Is it safe to say that Keith Olbermann's TV career has entered a death spiral? To sum up: He hosted ESPN's 11 p.m. SportsCenter from 1992 to 1997, which he famously dubbed "The Big Show," but left after publicly trashing the network. Then he hosted the puckishly titled The Big Show on MSNBC from '97 to '98, but left, again after publicly trashing the network. Now, he languishes at Fox Sports, where his on-air duties have been cut back to one night a week. (He has yet to publicly trash the network.)
Yet at the same time, almost secretly, Olbermann has reinvented himself as a sportswriter. You may not have read a single one of his pieces. But guess what: He's running laps around the guys who do it for a living. For the past three years, no sports columnist in America has gotten it better on paper than Keith Olbermann.
This isn't a case of a talking head like Chris Mortensen descending from Mount ESPN to proffer an occasional "notes" column for the company Web site (though Keith did that for a while, too). Olbermann's output is sporadic, but he has written sharp pieces for Contentville, the New York Times, and Baseball America, as well as a weekly column for Sports Illustrated during the '98 baseball season.
These days, the entire sportswriting industry is stifled by a crippling sameness—across sports, across newspapers. Part of the problem is obvious: They're all watching the same games. And they're listening to more and more sports radio, which guarantees that every angle will be hashed out hundreds of times before it hits the page. It stands to reason, then, that writers would often produce the same columns, reflecting the same emotions.
But in '98, the season SI dubbed, in particularly orgasmic fashion, "The Greatest Season Ever," Olbermann avoided the obvious: the rote homages to Mark McGwire and Sammy Sosa, the finger-wagging condemnation of the Marlins-to-Mets Mike Piazza trade, a paean to Cal Ripken Jr., whose consecutive games streak came to an end.
Olbermann also resisted the rah-rah boosterism that afflicts so many sportswriters. "Of course, we're talking about baseball here," he wrote in April that year, "a sport whose defending champion [Florida] is nothing more than a no-freezes Rotisserie team, a sport willing to sacrifice its identity for the short-term profits of interleague play. The inescapable lesson to fans born with the marvelous ability to travel backward or forward within baseball? Stand still, shut up and buy whatever memorabilia are thrown at you."
Nor does Olbermann shy away from the occasional morbid prediction. After Cubs rookie Kerry Wood struck out 20 batters in a May outing, tying the major-league record, he wrote that "any fan worth the paper he's printed on is rooting for Wood to become the next Nolan Ryan. But history suggests he's more likely to become the next Gary Nolan, who struck out 206 as a 19-year-old rookie, hurt his arm the following year and would never strike out 200 again." Wood tore an elbow ligament the following spring training and has never fully recovered.

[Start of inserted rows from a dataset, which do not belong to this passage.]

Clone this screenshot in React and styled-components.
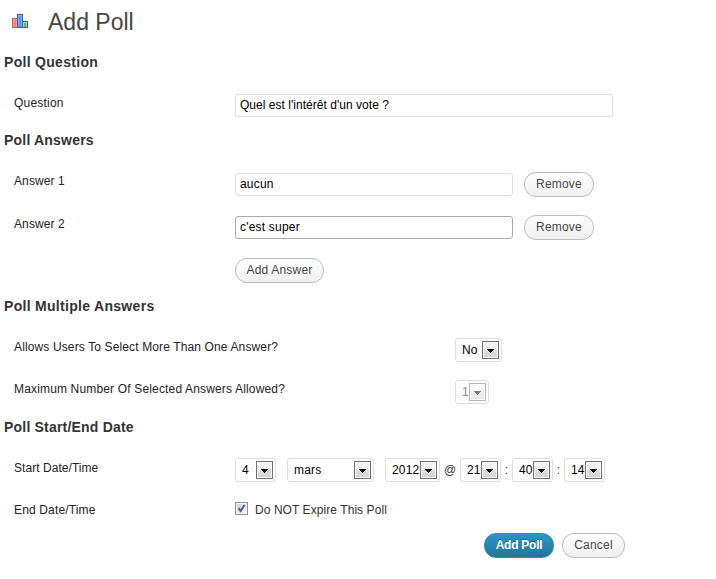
import React from "react";
import styled, { createGlobalStyle, css } from "styled-components";

const GlobalStyle = createGlobalStyle`
    body {
        margin: 0;
        background: #fff;
        color: #333;
        font-family: Arial, "Liberation Sans", sans-serif;
        font-size: 12px;
    }
`;

const Page = styled.form`
    width: 716px;
    height: 579px;
    overflow: hidden;
`;

const Header = styled.header`
    display: flex;
    align-items: center;
    gap: 20px;
    height: 44px;
    padding: 0 0 4px 12px;
`;

const Title = styled.h2`
    margin: 0;
    font-size: 23px;
    font-weight: normal;
    line-height: 30px;
    color: #464646;
    letter-spacing: 0;
`;

const Heading = styled.h3`
    margin: 0 0 9px;
    padding-left: 4px;
    font-size: 14px;
    line-height: 28px;
    color: #333;
    letter-spacing: ${props => props.$spacing || "0.3px"};
`;

const Row = styled.div`
    display: grid;
    grid-template-columns: ${props => props.$wide ? "441px" : "221px"} 1fr;
    align-items: center;
    height: ${props => props.$height}px;
    padding-left: 14px;
`;

const Label = styled.label`
    padding-bottom: ${props => props.$lift || 0}px;
    padding-top: ${props => props.$drop || 0}px;
    line-height: 14px;
    color: #222;
    letter-spacing: ${props => props.$spacing || "0.2px"};
`;

const Controls = styled.div`
    display: flex;
    align-items: center;
`;

const TextInput = styled.input`
    box-sizing: border-box;
    width: ${props => props.$width}px;
    height: 23px;
    margin: 0;
    padding: 0 4px 1px;
    border: 1px solid ${props => props.$active ? "#aaa" : "#dfdfdf"};
    border-radius: 3px;
    outline: none;
    background: #fff;
    color: #000;
    font: 12px Arial, "Liberation Sans", sans-serif;
    letter-spacing: ${props => props.$spacing || "0.2px"};
`;

const Button = styled.button`
    box-sizing: border-box;
    width: ${props => props.$width}px;
    height: 25px;
    margin: 0 0 0 ${props => props.$gap || 0}px;
    padding: 0 0 1px;
    border: 1px solid #bbb;
    border-radius: 12px;
    background: linear-gradient(#fff, #f0f0f0);
    color: #464646;
    font: 12px Arial, "Liberation Sans", sans-serif;
    letter-spacing: 0.2px;
    white-space: nowrap;

    ${props => props.$primary && css`
        border-color: #298cba;
        background: linear-gradient(#2a95c5, #21759b);
        color: #fff;
        font-weight: bold;
        letter-spacing: -0.25px;
        text-shadow: 0 -1px 0 rgba(0, 0, 0, 0.3);
    `}
`;

const SelectBox = styled.div`
    box-sizing: border-box;
    display: flex;
    align-items: center;
    justify-content: space-between;
    width: ${props => props.$width}px;
    height: 24px;
    margin-right: ${props => props.$gap || 0}px;
    padding: 0 2px 0 6px;
    border: 1px solid #dfdfdf;
    border-radius: 3px;
    color: ${props => props.$disabled ? "#8f7fa0" : "#000"};
    line-height: 20px;
`;

const SelectValue = styled.span`
    width: 0;
    padding-bottom: 1px;
    white-space: nowrap;
    letter-spacing: 0.2px;
`;

const ArrowButton = styled.span`
    box-sizing: border-box;
    display: flex;
    align-items: center;
    justify-content: center;
    width: 17px;
    height: 18px;
    padding-top: 2px;
    border: 1px solid #707070;
    background: linear-gradient(#f2f2f2 50%, #e0e0e0 50%, #d2d2d2);
    box-shadow: inset 0 0 0 1px #fafafa;
    opacity: ${props => props.$disabled ? 0.5 : 1};
`;

const Separator = styled.span`
    width: ${props => props.$width}px;
    text-align: center;
    line-height: 14px;
`;

const CheckBox = styled.span`
    box-sizing: border-box;
    display: flex;
    width: 13px;
    height: 13px;
    margin-right: 7px;
    border: 1px solid #8e8f8f;
    background: linear-gradient(135deg, #cbcfd5, #f6f6f6);
    box-shadow: inset 0 0 0 1px #f4f4f4;
`;

const CheckLabel = styled.span`
    padding-top: 3px;
    line-height: 14px;
    letter-spacing: 0.07px;
`;

const Footer = styled.footer`
    display: flex;
    padding: 6px 0 0 484px;
`;

const Bars = styled.svg`
    margin-bottom: 2px;
`;

const PollIcon = () => (
    <Bars width="16" height="14" viewBox="0 0 16 14">
        <rect x="0.5" y="4.5" width="5" height="9" fill="#ff9a92" stroke="#e8504e" />
        <rect x="2" y="6" width="2" height="7" fill="#f87c78" />
        <rect x="10.5" y="7.5" width="5" height="6" fill="#a4d8a4" stroke="#2f7040" />
        <rect x="12" y="9" width="2" height="4" fill="#66b06c" />
        <rect x="5.5" y="0.5" width="5" height="13" fill="#82b0f8" stroke="#2a5cc4" />
        <rect x="7" y="2" width="2" height="11" fill="#5890ec" />
    </Bars>
);

const Select = ({ value, width, gap, disabled }) => (
    <SelectBox $width={width} $gap={gap} $disabled={disabled}>
        <SelectValue>{value}</SelectValue>
        <ArrowButton $disabled={disabled}>
            <svg width="7" height="4" viewBox="0 0 7 4" shapeRendering="crispEdges">
                <path d="M0 0h7v1H0zM1 1h5v1H1zM2 2h3v1H2zM3 3h1v1H3z" fill="#000" />
            </svg>
        </ArrowButton>
    </SelectBox>
);

const App = () => (
    <>
        <GlobalStyle />
        <Page onSubmit={e => e.preventDefault()}>
            <Header>
                <PollIcon />
                <Title>Add Poll</Title>
            </Header>

            <Heading>Poll Question</Heading>
            <Row $height={41}>
                <Label $lift={5}>Question</Label>
                <TextInput $width={378} $spacing="0.03px" defaultValue="Quel est l'intérêt d'un vote ?" />
            </Row>

            <Heading $spacing="0.2px">Poll Answers</Heading>
            <Row $height={43}>
                <Label $lift={7} $spacing="0.1px">Answer 1</Label>
                <Controls>
                    <TextInput $width={278} defaultValue="aucun" />
                    <Button type="button" $width={70} $gap={11}>Remove</Button>
                </Controls>
            </Row>
            <Row $height={43}>
                <Label $lift={7} $spacing="0.1px">Answer 2</Label>
                <Controls>
                    <TextInput $width={278} $active defaultValue="c'est super" />
                    <Button type="button" $width={70} $gap={11}>Remove</Button>
                </Controls>
            </Row>
            <Row $height={43}>
                <span />
                <Controls>
                    <Button type="button" $width={89}>Add Answer</Button>
                </Controls>
            </Row>

            <Heading>Poll Multiple Answers</Heading>
            <Row $wide $height={42}>
                <Label $lift={6} $spacing="0.13px">Allows Users To Select More Than One Answer?</Label>
                <Select value="No" width={47} />
            </Row>
            <Row $wide $height={42}>
                <Label $lift={6} $spacing="0.16px">Maximum Number Of Selected Answers Allowed?</Label>
                <Select value="1" width={34} disabled />
            </Row>

            <Heading $spacing="0.2px">Poll Start/End Date</Heading>
            <Row $height={40}>
                <Label $lift={4} $spacing="0.05px">Start Date/Time</Label>
                <Controls>
                    <Select value="4" width={41} gap={11} />
                    <Select value="mars" width={87} gap={11} />
                    <Select value="2012" width={55} />
                    <Separator $width={20}>@</Separator>
                    <Select value="21" width={41} />
                    <Separator $width={11}>:</Separator>
                    <Select value="40" width={41} />
                    <Separator $width={11}>:</Separator>
                    <Select value="14" width={41} />
                </Controls>
            </Row>
            <Row $height={37}>
                <Label $drop={3} $spacing="0.15px">End Date/Time</Label>
                <Controls>
                    <CheckBox role="checkbox" aria-checked="true">
                        <svg width="11" height="11" viewBox="0 0 11 11">
                            <path d="M2.5 5.2 L4.6 8 L8.6 2" fill="none" stroke="#4a5f97" strokeWidth="2" />
                        </svg>
                    </CheckBox>
                    <CheckLabel>Do NOT Expire This Poll</CheckLabel>
                </Controls>
            </Row>

            <Footer>
                <Button type="submit" $primary $width={70}>Add Poll</Button>
                <Button type="button" $width={63} $gap={8}>Cancel</Button>
            </Footer>
        </Page>
    </>
);

export default App;
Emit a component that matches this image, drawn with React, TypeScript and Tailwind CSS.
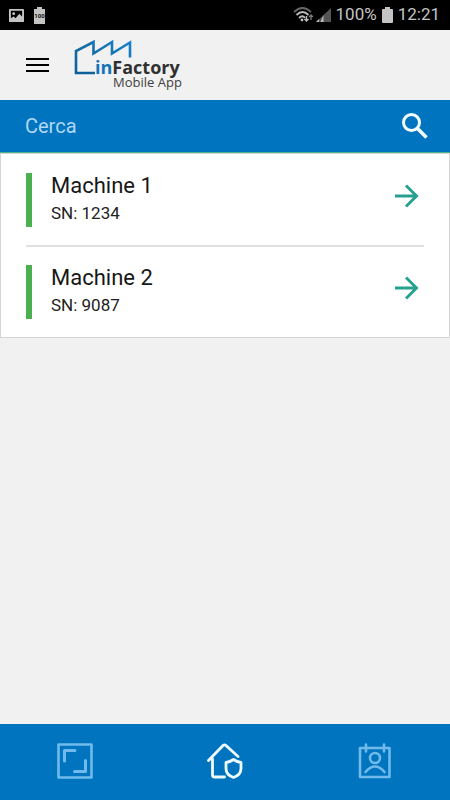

Olbermann's writing refers very little to the games themselves, the place where most columnists dwell. Instead, he's more apt to dig through the appendixes of the Baseball Encyclopedia or the back pages of a sports magazine for an angle. He once built a Contentville piece around a tidbit he found in a newsletter about Japanese baseball cards. (Click here to read it.)
Likewise, there are few sportswriters in the country so well-versed in sports history or at least none quite so concerned with it. As McGwire and Sosa battled for the home run record, Olbermann wrote about Charley Jones of the Boston Red Caps, one of the first record holders, who led the National Association with nine in 1879. When Piazza was traded to his third team and columnists around the country howled that "you never trade a Hall of Famer," Olbermann pointed out that the average HOFer played for—that's right—three teams. And while other sports hacks were churning out homages to Jackie Robinson, Olbermann wrote about Jimmy Claxton, an African-American pitcher who sneaked into the pros almost four decades before Robinson, though he had to pose as a Native American to do it. It's precisely this "marvelous ability to travel backward and forward" in time that elevates Olbermann over the rest of the sports pundit class (which is growing quickly to rival the political one).
Unfortunately, if Olbermann ever got a full-time job in sportswriting, he might have a hard time keeping it. (For insight on what Olbermann thinks of his colleagues, take a look at this recent Contentville article, in which he calls Dan Patrick's ESPN: The Magazine pieces "a bi-weekly toe dip in the shallow end of the journalistic pool.") But readers would be happy if Olbermann just got his feet wet.